The line about saving the homeless man can make sense if one reads "saving" as a grammatical parallel to "sets about helping," in the sense that the paranthetical would read "(sets about saving...)." Such a sentence does not necessarily mean that he actually saved the homeless man, but it would be true to say that he did set about saving him.

Second point: he does get Andy MacDowell into bed. And more to the point, wins her heart. I never got the sense from the movie that abstinence was key to anything. Being a gentleman and not a cad certainly was. But gentlemen still get to have sex, even if it takes places tastefully off-screen.
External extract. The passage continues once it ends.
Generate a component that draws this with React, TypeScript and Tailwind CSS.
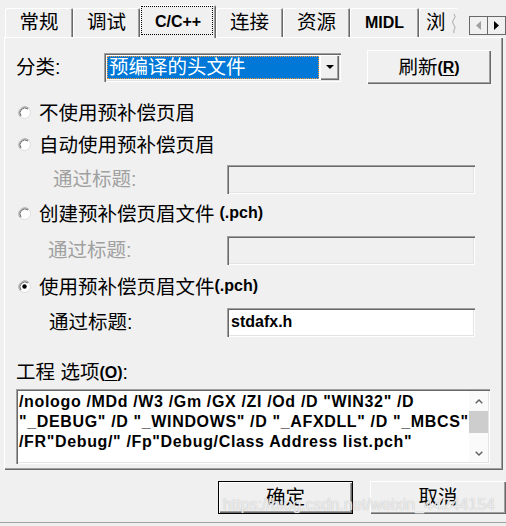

posted by: Norman on 12.07.03 at 03:19 PM [permalink]



I like the word 'oogle'.

posted by: sym on 12.07.03 at 03:19 PM [permalink]



Does "oogle" mean something different from "ogle?" Or is it an alternate spelling? I've certainly seen it a few times before.

posted by: John Thacker on 12.07.03 at 03:19 PM [permalink]



Alas, "oogle" was just a typo. Fixed now.

posted by: Dan Drezner on 12.07.03 at 03:19 PM [permalink]



It's been ...ten months since I've seen it, but I did get the impression that Conners did manage to keep the guy alive, at least for that day.

And that's Commander Bond.

posted by: Bill Woods on 12.07.03 at 03:19 PM [permalink]



You might also want to challenge Easterbrook on "straight-laced," cf. "strait-laced."

posted by: Bucd on 12.07.03 at 03:19 PM [permalink]



Easterbrook's correction on Bond is also flawed on the type of martini. Granted, in the movies it is a Vodka martini (due to Smirnoff product placement forty-some years ago), but in the books, it's half-gin, half-vodka.